**Supplied material**

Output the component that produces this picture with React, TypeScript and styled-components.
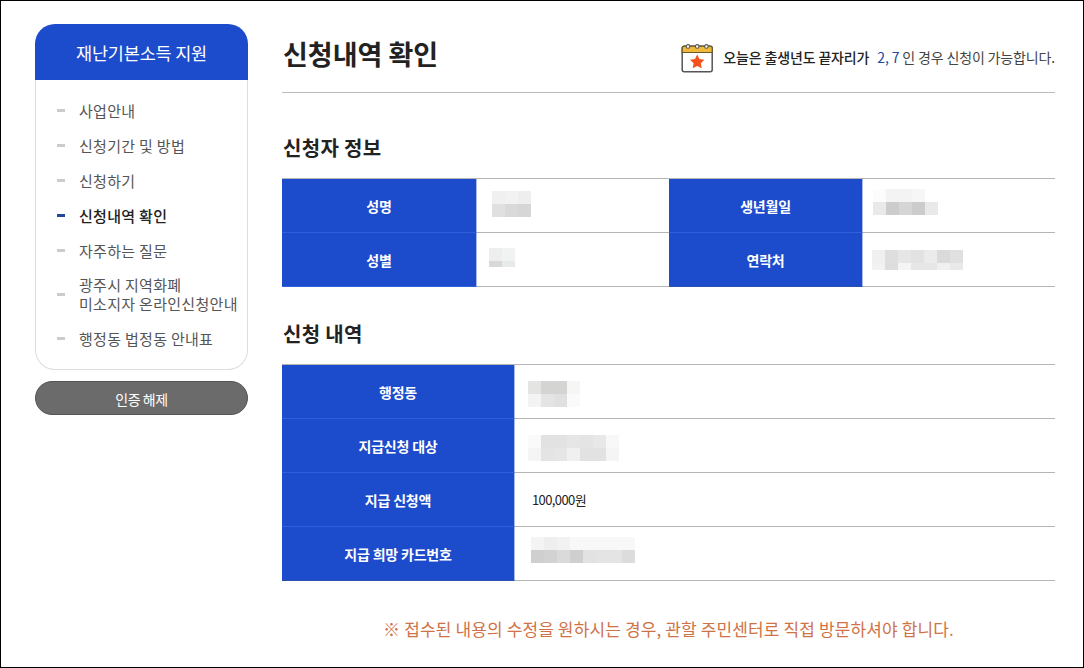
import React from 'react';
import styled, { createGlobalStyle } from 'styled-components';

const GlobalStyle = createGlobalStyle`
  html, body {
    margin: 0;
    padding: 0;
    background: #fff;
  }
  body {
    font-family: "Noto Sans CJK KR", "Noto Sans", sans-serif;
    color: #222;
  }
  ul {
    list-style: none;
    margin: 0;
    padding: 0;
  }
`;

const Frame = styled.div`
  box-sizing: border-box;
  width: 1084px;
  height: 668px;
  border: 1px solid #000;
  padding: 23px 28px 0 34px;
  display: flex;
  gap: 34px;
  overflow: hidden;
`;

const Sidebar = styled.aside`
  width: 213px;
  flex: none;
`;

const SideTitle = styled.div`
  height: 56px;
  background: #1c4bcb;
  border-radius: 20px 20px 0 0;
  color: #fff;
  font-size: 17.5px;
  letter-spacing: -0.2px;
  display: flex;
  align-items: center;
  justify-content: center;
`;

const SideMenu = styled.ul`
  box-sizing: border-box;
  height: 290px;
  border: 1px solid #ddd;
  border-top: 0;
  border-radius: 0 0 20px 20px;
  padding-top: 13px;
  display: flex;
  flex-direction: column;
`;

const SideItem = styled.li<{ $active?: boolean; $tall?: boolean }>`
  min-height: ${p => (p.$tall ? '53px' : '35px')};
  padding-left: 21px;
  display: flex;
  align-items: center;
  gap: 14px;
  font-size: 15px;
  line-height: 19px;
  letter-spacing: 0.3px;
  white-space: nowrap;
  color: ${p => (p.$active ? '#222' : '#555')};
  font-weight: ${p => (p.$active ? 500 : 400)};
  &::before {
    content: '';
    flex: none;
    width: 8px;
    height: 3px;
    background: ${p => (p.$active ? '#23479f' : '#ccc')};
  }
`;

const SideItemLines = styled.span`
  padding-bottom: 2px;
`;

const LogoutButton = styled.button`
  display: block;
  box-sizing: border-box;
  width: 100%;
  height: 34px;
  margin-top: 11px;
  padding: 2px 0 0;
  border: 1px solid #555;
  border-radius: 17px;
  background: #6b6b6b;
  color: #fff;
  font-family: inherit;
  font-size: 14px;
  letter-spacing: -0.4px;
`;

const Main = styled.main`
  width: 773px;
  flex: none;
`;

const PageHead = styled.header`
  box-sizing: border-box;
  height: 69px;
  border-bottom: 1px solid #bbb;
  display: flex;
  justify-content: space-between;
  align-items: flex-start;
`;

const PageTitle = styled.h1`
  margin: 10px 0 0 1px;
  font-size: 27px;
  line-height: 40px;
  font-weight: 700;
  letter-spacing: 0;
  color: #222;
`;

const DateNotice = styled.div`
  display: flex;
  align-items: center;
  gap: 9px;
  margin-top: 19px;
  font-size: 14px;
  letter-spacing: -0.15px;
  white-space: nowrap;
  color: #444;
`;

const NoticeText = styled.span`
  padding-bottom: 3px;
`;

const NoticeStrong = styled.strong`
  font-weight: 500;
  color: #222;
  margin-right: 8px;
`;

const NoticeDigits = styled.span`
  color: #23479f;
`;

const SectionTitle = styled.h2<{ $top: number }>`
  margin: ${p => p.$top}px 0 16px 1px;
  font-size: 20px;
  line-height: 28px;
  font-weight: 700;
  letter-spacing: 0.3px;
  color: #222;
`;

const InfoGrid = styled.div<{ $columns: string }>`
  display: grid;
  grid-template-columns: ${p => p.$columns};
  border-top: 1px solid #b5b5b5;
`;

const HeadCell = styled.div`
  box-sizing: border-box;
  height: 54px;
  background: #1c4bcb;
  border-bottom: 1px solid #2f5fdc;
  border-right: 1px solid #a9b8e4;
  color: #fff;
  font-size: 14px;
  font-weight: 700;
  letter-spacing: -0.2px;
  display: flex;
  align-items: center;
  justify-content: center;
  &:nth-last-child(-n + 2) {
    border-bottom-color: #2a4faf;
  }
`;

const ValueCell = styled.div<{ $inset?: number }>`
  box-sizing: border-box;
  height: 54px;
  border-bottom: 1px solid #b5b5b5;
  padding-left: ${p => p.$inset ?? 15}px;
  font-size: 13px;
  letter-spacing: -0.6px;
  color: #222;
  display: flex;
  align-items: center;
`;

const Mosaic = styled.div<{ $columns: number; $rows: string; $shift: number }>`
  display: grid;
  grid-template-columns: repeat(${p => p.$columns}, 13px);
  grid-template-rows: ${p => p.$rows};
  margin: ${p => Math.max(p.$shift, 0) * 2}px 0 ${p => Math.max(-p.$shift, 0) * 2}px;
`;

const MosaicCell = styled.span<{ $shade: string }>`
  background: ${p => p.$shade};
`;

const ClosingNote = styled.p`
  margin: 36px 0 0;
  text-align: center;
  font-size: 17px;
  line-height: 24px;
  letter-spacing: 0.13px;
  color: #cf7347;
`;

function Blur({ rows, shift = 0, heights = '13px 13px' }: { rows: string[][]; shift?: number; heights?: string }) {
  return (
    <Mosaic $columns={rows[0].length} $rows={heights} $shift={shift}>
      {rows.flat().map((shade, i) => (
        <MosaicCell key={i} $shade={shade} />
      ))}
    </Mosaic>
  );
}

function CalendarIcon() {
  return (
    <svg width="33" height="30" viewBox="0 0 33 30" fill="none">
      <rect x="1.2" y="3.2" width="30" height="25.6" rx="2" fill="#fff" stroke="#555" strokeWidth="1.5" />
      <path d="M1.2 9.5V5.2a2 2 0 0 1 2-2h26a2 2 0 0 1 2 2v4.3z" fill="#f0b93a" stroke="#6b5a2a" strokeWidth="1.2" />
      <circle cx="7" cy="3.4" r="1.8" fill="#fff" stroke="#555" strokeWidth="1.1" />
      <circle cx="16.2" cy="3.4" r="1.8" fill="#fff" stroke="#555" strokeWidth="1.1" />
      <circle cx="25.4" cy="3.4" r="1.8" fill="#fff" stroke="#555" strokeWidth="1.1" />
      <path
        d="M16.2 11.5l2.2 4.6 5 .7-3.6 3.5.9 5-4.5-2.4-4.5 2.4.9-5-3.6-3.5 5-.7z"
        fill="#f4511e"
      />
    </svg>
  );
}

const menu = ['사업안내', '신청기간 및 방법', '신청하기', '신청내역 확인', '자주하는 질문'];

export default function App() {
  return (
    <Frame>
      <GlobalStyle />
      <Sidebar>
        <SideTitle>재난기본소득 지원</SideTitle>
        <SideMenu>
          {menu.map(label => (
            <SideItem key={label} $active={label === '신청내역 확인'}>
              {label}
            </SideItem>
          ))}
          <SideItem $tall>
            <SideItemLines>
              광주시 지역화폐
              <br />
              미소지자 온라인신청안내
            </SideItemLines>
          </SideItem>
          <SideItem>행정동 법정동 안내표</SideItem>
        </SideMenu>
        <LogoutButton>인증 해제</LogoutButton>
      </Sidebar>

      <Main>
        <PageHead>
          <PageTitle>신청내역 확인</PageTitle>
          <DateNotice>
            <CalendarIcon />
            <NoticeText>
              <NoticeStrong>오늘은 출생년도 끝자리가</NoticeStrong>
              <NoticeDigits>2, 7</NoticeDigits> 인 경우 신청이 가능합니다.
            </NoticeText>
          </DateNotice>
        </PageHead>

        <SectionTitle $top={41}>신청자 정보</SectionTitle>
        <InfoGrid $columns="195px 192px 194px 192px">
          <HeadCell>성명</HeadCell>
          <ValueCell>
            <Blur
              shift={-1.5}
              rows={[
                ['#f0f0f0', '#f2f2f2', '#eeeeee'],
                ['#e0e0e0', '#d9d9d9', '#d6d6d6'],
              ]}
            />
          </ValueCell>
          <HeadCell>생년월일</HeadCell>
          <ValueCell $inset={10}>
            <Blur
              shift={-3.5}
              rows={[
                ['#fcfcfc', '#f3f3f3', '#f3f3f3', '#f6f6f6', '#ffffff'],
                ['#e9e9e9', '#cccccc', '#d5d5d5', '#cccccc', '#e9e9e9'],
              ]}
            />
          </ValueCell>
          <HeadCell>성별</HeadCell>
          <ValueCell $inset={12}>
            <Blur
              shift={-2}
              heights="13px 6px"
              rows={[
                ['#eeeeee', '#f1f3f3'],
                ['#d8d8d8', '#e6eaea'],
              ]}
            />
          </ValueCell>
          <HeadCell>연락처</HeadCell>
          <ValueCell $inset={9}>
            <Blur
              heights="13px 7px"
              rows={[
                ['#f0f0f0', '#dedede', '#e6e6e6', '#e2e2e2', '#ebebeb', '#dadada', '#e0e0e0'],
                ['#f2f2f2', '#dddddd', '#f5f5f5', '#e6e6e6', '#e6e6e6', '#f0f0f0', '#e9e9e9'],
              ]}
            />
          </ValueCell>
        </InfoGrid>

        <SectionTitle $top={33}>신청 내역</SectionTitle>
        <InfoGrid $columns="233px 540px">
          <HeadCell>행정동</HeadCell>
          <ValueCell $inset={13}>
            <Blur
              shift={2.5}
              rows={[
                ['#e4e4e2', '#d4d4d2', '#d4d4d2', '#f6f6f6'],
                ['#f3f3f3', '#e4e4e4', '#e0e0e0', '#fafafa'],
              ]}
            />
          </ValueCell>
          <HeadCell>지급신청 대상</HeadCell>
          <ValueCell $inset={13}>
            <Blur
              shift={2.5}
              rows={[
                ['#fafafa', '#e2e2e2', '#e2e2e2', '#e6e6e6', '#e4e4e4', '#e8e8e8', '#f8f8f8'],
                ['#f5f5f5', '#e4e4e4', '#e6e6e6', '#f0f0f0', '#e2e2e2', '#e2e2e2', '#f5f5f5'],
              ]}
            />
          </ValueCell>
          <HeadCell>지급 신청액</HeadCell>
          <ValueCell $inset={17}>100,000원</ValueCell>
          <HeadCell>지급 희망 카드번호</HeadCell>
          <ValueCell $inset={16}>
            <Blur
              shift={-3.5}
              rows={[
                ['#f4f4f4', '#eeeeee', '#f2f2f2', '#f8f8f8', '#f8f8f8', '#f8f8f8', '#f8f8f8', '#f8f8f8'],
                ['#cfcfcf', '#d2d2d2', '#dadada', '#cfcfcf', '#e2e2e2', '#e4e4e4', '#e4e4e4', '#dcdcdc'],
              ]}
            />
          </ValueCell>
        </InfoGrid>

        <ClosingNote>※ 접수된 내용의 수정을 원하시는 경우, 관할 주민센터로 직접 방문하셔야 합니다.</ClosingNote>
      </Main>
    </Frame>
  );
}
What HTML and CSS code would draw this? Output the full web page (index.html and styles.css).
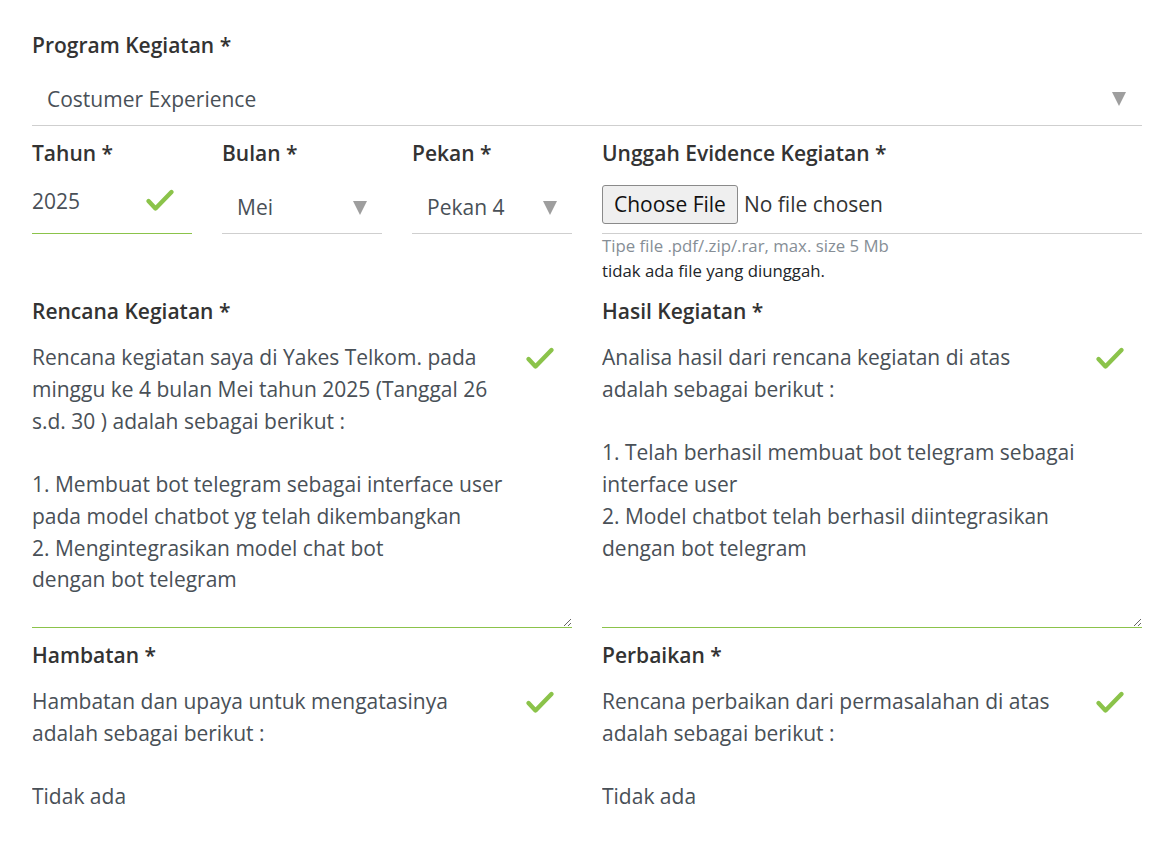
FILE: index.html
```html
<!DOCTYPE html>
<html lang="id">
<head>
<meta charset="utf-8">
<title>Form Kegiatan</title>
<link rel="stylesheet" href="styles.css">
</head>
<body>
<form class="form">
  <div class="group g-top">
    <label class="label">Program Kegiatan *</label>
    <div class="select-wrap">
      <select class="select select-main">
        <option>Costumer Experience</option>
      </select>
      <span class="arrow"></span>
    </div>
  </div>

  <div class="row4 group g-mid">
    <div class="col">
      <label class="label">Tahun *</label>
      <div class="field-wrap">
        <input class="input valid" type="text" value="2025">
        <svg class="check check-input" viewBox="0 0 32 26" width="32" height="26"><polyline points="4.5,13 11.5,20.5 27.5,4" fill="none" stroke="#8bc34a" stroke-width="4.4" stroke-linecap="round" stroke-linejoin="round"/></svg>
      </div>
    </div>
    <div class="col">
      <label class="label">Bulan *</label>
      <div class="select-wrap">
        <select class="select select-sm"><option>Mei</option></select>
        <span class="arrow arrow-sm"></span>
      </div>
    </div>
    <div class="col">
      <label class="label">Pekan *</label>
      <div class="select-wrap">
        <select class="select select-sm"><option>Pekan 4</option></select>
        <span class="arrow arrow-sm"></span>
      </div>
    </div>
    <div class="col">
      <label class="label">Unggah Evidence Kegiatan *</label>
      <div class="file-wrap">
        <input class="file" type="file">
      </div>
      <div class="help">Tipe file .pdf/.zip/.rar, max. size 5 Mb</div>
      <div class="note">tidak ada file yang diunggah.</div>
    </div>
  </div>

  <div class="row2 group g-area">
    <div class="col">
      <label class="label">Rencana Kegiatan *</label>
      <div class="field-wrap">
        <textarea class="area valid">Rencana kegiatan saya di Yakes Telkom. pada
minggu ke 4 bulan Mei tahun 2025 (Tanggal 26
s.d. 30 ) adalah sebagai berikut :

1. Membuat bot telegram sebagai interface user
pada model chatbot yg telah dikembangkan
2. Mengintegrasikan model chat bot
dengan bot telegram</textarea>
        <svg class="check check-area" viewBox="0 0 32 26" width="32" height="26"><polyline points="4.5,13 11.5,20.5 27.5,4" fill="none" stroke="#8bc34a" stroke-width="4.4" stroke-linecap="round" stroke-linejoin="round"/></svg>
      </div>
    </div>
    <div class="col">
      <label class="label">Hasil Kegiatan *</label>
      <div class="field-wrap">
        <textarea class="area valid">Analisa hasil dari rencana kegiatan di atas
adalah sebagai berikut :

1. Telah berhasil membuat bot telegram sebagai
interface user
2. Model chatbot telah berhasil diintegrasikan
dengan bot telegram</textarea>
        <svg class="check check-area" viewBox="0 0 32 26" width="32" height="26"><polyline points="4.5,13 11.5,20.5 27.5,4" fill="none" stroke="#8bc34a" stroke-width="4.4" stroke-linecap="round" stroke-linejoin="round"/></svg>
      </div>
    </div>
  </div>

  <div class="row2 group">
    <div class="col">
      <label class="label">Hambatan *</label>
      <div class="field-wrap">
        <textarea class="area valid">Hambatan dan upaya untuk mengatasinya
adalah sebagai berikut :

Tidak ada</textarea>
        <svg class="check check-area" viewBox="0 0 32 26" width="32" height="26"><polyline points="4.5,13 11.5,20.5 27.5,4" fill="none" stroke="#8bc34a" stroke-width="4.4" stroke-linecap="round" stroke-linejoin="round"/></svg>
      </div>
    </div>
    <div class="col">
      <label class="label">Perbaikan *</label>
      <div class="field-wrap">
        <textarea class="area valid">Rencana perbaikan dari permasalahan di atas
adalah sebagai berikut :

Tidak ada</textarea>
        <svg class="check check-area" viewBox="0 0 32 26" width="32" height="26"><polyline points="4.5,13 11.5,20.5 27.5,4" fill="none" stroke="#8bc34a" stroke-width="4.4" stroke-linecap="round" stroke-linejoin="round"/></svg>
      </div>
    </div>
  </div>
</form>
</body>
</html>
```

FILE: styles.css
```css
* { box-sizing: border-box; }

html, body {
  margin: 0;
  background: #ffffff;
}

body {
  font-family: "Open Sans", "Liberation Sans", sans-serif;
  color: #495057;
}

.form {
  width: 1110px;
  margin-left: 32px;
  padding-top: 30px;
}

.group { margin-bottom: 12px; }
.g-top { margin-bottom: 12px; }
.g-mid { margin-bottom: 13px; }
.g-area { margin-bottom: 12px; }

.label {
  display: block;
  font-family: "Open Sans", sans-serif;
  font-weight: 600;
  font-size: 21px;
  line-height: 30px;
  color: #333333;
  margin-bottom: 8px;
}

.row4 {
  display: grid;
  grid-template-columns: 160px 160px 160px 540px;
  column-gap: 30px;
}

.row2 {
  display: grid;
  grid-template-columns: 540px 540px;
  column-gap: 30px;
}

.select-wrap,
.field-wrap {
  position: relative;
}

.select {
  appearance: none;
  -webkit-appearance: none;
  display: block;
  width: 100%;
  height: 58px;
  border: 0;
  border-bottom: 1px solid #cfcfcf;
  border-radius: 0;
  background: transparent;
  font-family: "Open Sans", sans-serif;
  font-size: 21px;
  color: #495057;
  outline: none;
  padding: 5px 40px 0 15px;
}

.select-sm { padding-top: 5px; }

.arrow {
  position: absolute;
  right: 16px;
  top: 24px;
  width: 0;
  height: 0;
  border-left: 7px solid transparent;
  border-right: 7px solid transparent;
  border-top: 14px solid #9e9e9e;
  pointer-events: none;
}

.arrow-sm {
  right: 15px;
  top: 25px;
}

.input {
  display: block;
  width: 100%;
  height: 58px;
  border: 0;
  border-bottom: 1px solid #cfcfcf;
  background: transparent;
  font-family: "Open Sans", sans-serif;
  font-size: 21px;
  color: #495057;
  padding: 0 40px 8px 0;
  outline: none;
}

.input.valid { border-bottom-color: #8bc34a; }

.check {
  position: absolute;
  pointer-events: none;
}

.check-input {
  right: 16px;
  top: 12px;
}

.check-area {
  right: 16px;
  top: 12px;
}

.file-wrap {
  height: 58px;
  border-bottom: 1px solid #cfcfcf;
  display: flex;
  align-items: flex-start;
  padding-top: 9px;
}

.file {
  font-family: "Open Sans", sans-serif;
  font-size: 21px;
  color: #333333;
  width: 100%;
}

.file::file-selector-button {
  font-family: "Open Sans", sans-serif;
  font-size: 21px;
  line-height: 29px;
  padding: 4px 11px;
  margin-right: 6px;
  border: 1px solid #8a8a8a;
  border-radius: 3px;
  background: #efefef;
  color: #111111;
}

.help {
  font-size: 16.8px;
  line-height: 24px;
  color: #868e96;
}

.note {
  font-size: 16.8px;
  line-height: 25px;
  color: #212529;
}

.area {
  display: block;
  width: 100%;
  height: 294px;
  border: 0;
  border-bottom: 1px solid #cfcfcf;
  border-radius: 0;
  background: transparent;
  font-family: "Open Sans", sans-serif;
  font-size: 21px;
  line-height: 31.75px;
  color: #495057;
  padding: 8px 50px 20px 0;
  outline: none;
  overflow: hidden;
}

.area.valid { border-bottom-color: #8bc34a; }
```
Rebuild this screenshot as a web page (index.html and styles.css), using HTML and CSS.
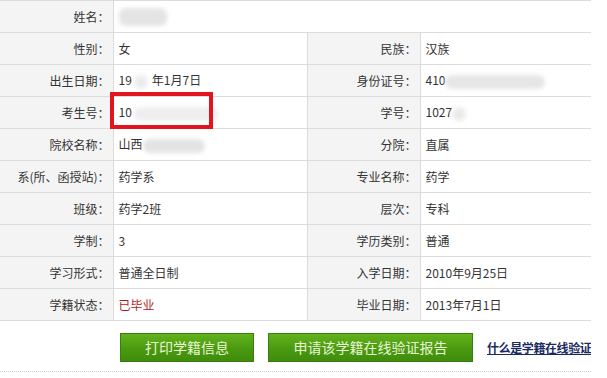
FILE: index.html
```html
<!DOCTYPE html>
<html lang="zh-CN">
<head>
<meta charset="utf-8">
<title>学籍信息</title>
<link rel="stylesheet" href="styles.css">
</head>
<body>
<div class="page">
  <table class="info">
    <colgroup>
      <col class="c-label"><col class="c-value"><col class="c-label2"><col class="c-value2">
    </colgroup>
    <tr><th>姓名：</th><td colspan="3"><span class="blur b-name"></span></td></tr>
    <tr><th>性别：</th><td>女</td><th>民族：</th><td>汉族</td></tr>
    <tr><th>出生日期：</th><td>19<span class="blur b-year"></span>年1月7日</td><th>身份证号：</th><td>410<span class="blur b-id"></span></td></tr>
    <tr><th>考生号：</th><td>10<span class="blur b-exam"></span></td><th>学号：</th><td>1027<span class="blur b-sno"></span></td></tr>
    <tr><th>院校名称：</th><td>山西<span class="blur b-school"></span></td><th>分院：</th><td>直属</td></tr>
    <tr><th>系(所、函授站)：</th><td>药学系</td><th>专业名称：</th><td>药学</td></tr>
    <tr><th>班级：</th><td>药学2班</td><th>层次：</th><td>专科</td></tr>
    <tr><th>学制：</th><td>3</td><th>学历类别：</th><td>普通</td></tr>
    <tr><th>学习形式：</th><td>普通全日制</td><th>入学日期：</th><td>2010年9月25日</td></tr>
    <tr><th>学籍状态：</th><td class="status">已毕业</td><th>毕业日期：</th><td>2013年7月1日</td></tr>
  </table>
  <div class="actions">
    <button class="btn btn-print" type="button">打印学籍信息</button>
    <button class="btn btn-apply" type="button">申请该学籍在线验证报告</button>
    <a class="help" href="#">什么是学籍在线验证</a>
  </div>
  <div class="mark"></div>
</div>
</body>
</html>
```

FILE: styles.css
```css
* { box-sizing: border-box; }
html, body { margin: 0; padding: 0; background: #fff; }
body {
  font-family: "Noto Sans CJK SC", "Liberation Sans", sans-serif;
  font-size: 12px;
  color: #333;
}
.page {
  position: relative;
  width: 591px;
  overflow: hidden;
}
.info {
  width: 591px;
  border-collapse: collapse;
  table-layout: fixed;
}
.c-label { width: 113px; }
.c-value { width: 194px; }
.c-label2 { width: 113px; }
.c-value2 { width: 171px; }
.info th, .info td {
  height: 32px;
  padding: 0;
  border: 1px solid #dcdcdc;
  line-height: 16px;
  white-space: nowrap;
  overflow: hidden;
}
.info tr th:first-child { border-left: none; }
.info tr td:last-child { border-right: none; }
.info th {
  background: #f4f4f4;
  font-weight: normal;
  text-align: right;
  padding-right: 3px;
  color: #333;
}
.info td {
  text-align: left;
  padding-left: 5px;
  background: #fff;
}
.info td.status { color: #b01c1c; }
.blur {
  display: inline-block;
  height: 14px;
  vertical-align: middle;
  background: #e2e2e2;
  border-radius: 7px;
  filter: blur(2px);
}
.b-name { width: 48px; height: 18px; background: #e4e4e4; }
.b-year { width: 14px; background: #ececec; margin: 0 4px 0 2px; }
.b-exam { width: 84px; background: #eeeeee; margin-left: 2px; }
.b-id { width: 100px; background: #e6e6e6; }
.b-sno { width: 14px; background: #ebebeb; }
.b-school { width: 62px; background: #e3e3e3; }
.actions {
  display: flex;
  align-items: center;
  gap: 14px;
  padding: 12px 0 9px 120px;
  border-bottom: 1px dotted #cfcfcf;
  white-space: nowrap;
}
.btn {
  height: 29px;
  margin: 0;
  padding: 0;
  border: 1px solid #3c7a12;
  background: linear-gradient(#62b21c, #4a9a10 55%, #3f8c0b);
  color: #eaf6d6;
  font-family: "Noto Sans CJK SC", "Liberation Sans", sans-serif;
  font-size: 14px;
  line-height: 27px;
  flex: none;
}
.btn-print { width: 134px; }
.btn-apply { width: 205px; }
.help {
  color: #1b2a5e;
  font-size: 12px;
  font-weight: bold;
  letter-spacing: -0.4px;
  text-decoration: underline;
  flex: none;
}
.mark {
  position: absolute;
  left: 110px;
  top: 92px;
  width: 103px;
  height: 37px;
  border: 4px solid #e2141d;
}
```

**Directive**
How many of the lines above hold "this"? Answer with only the number.

**Correct result**
3